Pada awal tahun 1990-an, kesadaran akan pentingnya perlindungan sosial yang lebih luas semakin meningkat. Pemerintah kemudian melakukan reformasi besar dengan menerbitkan Undang-Undang (UU) Nomor 3 Tahun 1992 tentang Jaminan Sosial Tenaga Kerja. UU ini menjadi dasar hukum bagi pembentukan PT Jaminan Sosial Tenaga Kerja (Persero) atau JAMSOSTEK, yang menggantikan Perum Astek.

Dengan hadirnya JAMSOSTEK, cakupan dan jenis program jaminan sosial diperluas.

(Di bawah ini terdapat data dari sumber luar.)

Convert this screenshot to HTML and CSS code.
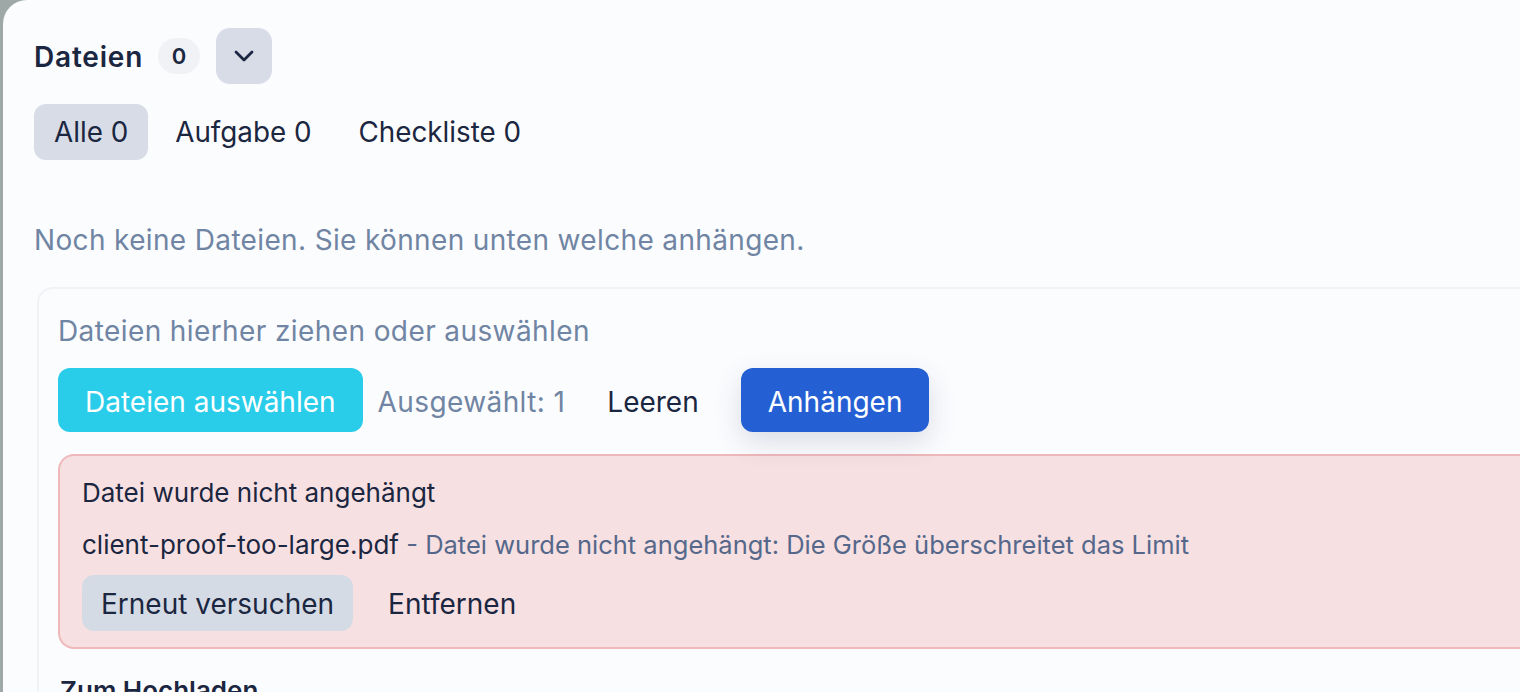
FILE: index.html
```html
<!DOCTYPE html>
<html lang="de">
<head>
    <meta charset="UTF-8">
    <meta name="viewport" content="width=device-width, initial-scale=1.0">
    <title>Dateien</title>
    <link rel="stylesheet" href="styles.css">
</head>
<body>
    <div class="panel">
        <div class="files-header">
            <h2>Dateien</h2>
            <span class="count-badge">0</span>
            <button class="toggle-btn" aria-label="Einklappen">
                <svg width="22" height="14" viewBox="0 0 22 14" fill="none" stroke="currentColor" stroke-width="2.8" stroke-linecap="round" stroke-linejoin="round"><polyline points="3,3 11,11 19,3"/></svg>
            </button>
        </div>

        <div class="tabs">
            <button class="tab active">Alle 0</button>
            <button class="tab">Aufgabe 0</button>
            <button class="tab">Checkliste 0</button>
        </div>

        <p class="empty">Noch keine Dateien. Sie können unten welche anhängen.</p>

        <div class="dropzone">
            <p class="drop-hint">Dateien hierher ziehen oder auswählen</p>
            <div class="actions">
                <button class="btn btn-cyan">Dateien auswählen</button>
                <span class="selected">Ausgewählt: 1</span>
                <button class="btn btn-plain">Leeren</button>
                <button class="btn btn-blue">Anhängen</button>
            </div>

            <div class="error-box">
                <div class="error-title">Datei wurde nicht angehängt</div>
                <div class="error-line">
                    <span class="file-name">client-proof-too-large.pdf</span>
                    <span class="error-msg">- Datei wurde nicht angehängt: Die Größe überschreitet das Limit</span>
                </div>
                <div class="error-actions">
                    <button class="btn-sm btn-gray">Erneut versuchen</button>
                    <button class="btn-sm btn-plain">Entfernen</button>
                </div>
            </div>

            <h3 class="queue-title">Zum Hochladen</h3>
        </div>
    </div>
</body>
</html>
```

FILE: styles.css
```css
html, body {
    margin: 0;
    height: 100%;
}
body {
    background: #9da8a7;
    font-family: Inter, 'Noto Sans', sans-serif;
    color: #1b2640;
    overflow: hidden;
}
button {
    font-family: inherit;
    border: none;
    cursor: pointer;
}
.panel {
    margin-left: 3px;
    height: 100%;
    background: #fbfcfe;
    border-top-left-radius: 24px;
    padding: 28px 0 0 31px;
    box-sizing: border-box;
    overflow: hidden;
}
.files-header {
    display: flex;
    align-items: center;
    height: 56px;
}
.files-header h2 {
    margin: 2px 15px 0 0;
    font-size: 28px;
    font-weight: 600;
    letter-spacing: 0.8px;
}
.count-badge {
    display: inline-flex;
    align-items: center;
    justify-content: center;
    width: 42px;
    height: 36px;
    border-radius: 18px;
    background: #f0f2f6;
    font-size: 22px;
    font-weight: 600;
    margin-right: 16px;
}
.toggle-btn {
    width: 56px;
    height: 56px;
    border-radius: 14px;
    background: #d7dce7;
    color: #1b2640;
    display: flex;
    align-items: center;
    justify-content: center;
    padding: 0;
}
.tabs {
    display: flex;
    gap: 7px;
    margin-top: 20px;
}
.tab {
    height: 56px;
    padding: 0 20px;
    border-radius: 12px;
    background: transparent;
    color: #1b2640;
    font-size: 27.8px;
}
.tab.active {
    background: #d7dce7;
}
.empty {
    margin: 60px 0 0;
    line-height: 40px;
    font-size: 28px;
    letter-spacing: 0.35px;
    color: #7085a3;
}
.dropzone {
    margin: 27px -60px 0 3px;
    border: 2px solid #f0f2f6;
    border-right: none;
    border-radius: 16px 0 0 0;
    padding: 22px 0 0 19px;
}
.drop-hint {
    margin: 0;
    line-height: 40px;
    font-size: 28px;
    letter-spacing: 0.4px;
    color: #7085a3;
}
.actions {
    display: flex;
    align-items: center;
    gap: 15px;
    margin-top: 17px;
}
.btn {
    height: 64px;
    padding: 0 27px;
    border-radius: 12px;
    font-size: 28px;
    line-height: 1;
    padding-top: 3px;
}
.btn-cyan {
    background: #29cdea;
    color: #fff;
}
.btn-blue {
    background: #2460d4;
    color: #fff;
    box-shadow: 0 10px 28px rgba(40, 55, 90, 0.16);
}
.btn-plain {
    background: transparent;
    color: #1b2640;
}
.selected {
    font-size: 28px;
    letter-spacing: 0.4px;
    color: #7085a3;
    padding-top: 3px;
}
.error-box {
    margin-top: 22px;
    background: #f7e0e1;
    border: 2px solid #efb8ba;
    border-right: none;
    border-radius: 16px 0 0 16px;
    padding: 19px 0 16px 22px;
}
.error-title {
    font-size: 26px;
    line-height: 36px;
}
.error-line {
    margin-top: 16px;
    line-height: 36px;
    font-size: 26px;
}
.error-msg {
    color: #55688b;
    font-size: 25.5px;
}
.error-actions {
    display: flex;
    gap: 16px;
    margin-top: 12px;
}
.btn-sm {
    height: 56px;
    padding: 2px 19px 0;
    border-radius: 12px;
    font-size: 28px;
    color: #1b2640;
}
.btn-gray {
    background: #d5dbe5;
}
.queue-title {
    margin: 26px 0 0 2px;
    font-size: 26px;
    font-weight: 600;
}
```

Program JAMSOSTEK meliputi empat pilar utama:

  1. Jaminan Kecelakaan Kerja (JKK): Tetap menjadi program inti, memberikan perlindungan dari risiko kecelakaan yang terjadi selama hubungan kerja.
  2. Jaminan Kematian (JKM): Memberikan santunan kepada ahli waris jika pekerja meninggal dunia bukan karena kecelakaan kerja.
  3. Jaminan Hari Tua (JHT): Sama seperti ASTEK, program ini bertujuan memberikan bekal finansial di masa tua atau saat tidak lagi produktif.
  4. Jaminan Pemeliharaan Kesehatan (JPK): Ini adalah penambahan signifikan yang memberikan layanan kesehatan bagi pekerja dan keluarganya.

Meskipun demikian, JPK ini kemudian dialihkan ke BPJS Kesehatan seiring dengan implementasi Sistem Jaminan Sosial Nasional (SJSN). JAMSOSTEK berhasil menjangkau lebih banyak pekerja, namun tantangan dalam menjangkau sektor informal dan meningkatkan kualitas layanan tetap ada.

Era BPJS Ketenagakerjaan: Implementasi SJSN

Titik balik terbesar dalam sejarah jaminan sosial di Indonesia adalah lahirnya Undang-Undang Nomor 40 Tahun 2004 tentang Sistem Jaminan Sosial Nasional (SJSN) dan Undang-Undang Nomor 24 Tahun 2011 tentang Badan Penyelenggara Jaminan Sosial (BPJS). Kedua undang-undang ini mengamanatkan transformasi seluruh penyelenggara jaminan sosial, termasuk JAMSOSTEK, menjadi dua badan hukum publik yang nirlaba, yaitu BPJS Kesehatan dan BPJS Ketenagakerjaan.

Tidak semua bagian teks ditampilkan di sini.